Monday 29 December 2008

Summary of a talk

On 7th October, 2008, Stephen Connolly, an investment adviser at Credit Suisse, came to give a talk on the Financial Crisis in Netherhall House. He listed loss of trust among banks, lack of an effective regulatory authority and reckless risk-taking behaviour of investment banks as some of the reasons why the crisis has occurred. Giving a short history of how banks had passed loans to others packaging debt securities that were very risky, also called sub-prime loans. These risky securities were not worth the price and when the people defaulted on these loans, banks stopped trusting each other.
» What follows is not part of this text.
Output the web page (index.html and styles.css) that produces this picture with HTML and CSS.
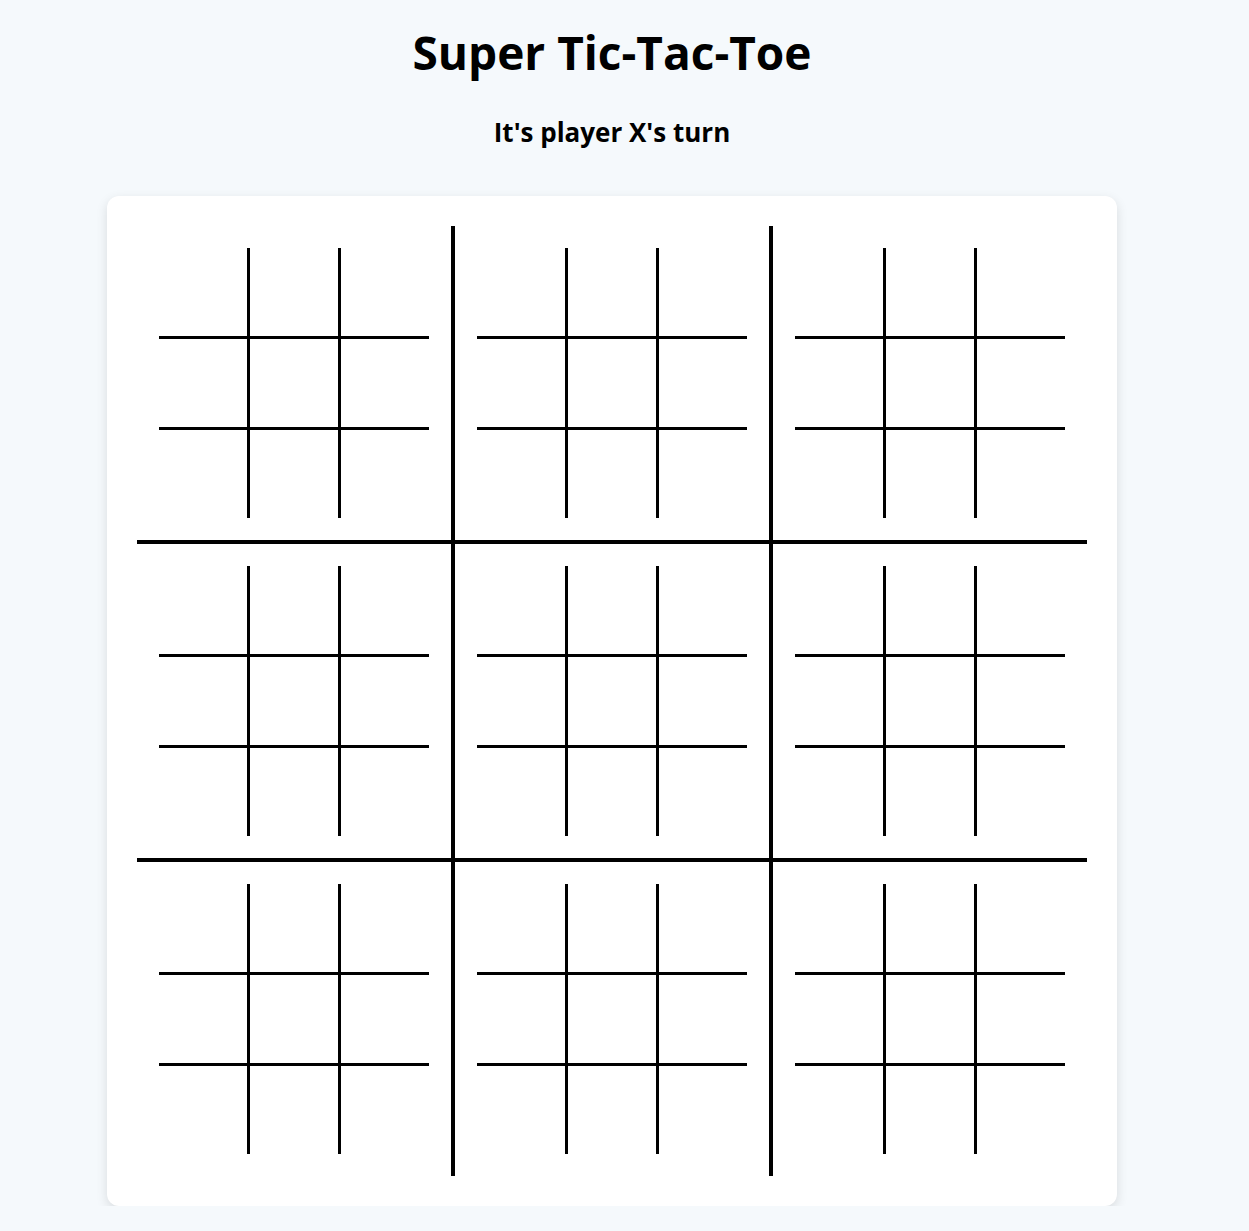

This led to a string of failures from Bear Sterns to BNP Paribas to Lehman to HBOS. He was of the opinion that there should be a major pumping of money by the government to solve the liquidity problem, and even $700 billion may not be enough to keep the banking system going. With simplicity and candor, he described how the liquidity problem has led to a fall in the supply of loans and businesses have to delay their investment decisions if they cannot borrow, and this in turn will cause job losses. Stephen also spoke about the opportunities that exist in the market as the prices of fundamentally strong banks were artificially low. He expressed skepticism about the future but would not underestimate the ability of the banking sector to bounce back. There was however, little mention of how the underlying problem of reckless risk-taking could be averted, once the crisis is over.